01 December 2019

Truth be told


This performance had me in a right quandary. There were so many issues to mull over and recoil from and despair of. I could have expected such a thing from our local group, A Chorus of Women. Their first performance was at Parliament House in 2003 in protest against the Iraq War. Not that it did any good, like the other protests, despite no WMDs and clear evidence against them from UN investigations at the time. And this performance was at the War Memorial, in the presence of its retiring head, a minister in the government that sent Australia to that very war.

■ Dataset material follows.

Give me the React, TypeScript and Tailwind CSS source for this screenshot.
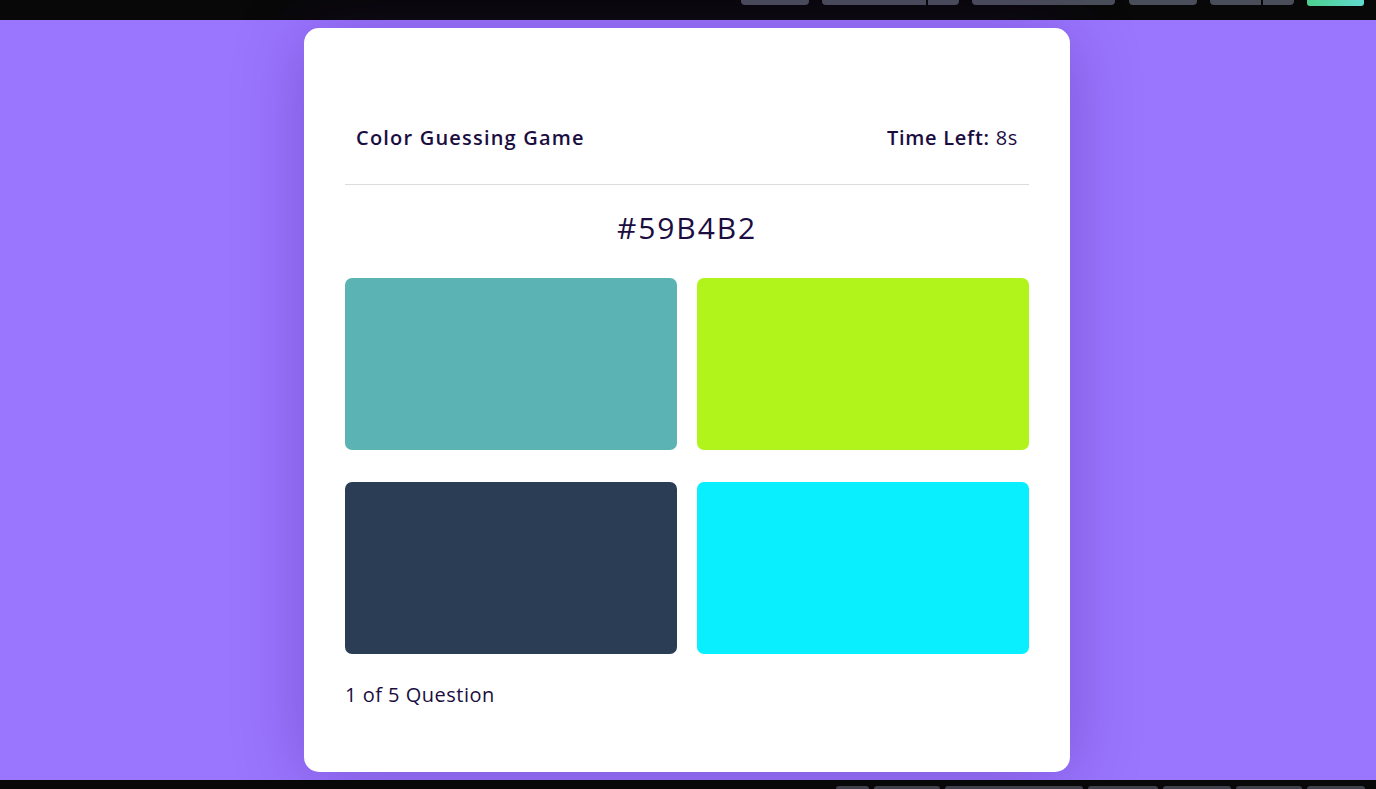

He introduced the concert by talking of a new exhibition about peacekeeping under an intrusive, illuminated sign for the sponsor of the theatre, itself a weapons producer. He announced that the peacekeeping exhibition will become permanent with the $500m AWM expansion which has been met with such disapproval, this being democracy and all. ACOW gave an abridged presentation, part concert, mostly slide-supported discussion, on the women's movement for peace around WW1. The full work was performed a year-or-so ago as The Peoples' Passion by Glenda Cloughley. Glenda was a major participant this day, too. Johanna McBride conducted. The choir is ~16 mature women, here accompanied by Lucus Allerton, John Smiles and Chris Latham. They took us through the stories of Jane Adams and the Traumatine March, Vida Goldstein, Eglantyne Jebb and various others, the 1915 International Congress of Women and its unanimous resolutions and their influence on the League of Nations, Julia Grace Wales and the Wisconsin Plan, the blockade and starvation in German/Austrian Europe after WW1 and the formation of the Save the Children fund. They spoke to the like-minded, introduced stories that are sadly little known, welcomed the Women's International League for Peace and Freedom. So my quandaries? That our marches and actions have such little influence; that we can so easily drop into tribal thought and speech (I have a go at the Left for this, being as I am a privileged, white, boomer male); that all this happened here, at the AWM, once so pure, increasingly a tool for the culture wars; that the welcome to country was so heartfelt while AWM refuses to recognise our own frontier wars. ACOW is for the good but I'm not sure how much change they can influence. Nor the rest of us given climate, Iraq, housing, NBN, subs, robodebt [now found illegal!] ... and SM's recent election victory. Nonetheless, I wish them well.

A Chorus of Women performed at the Australian War Memorial under Johanna McBride (conductor).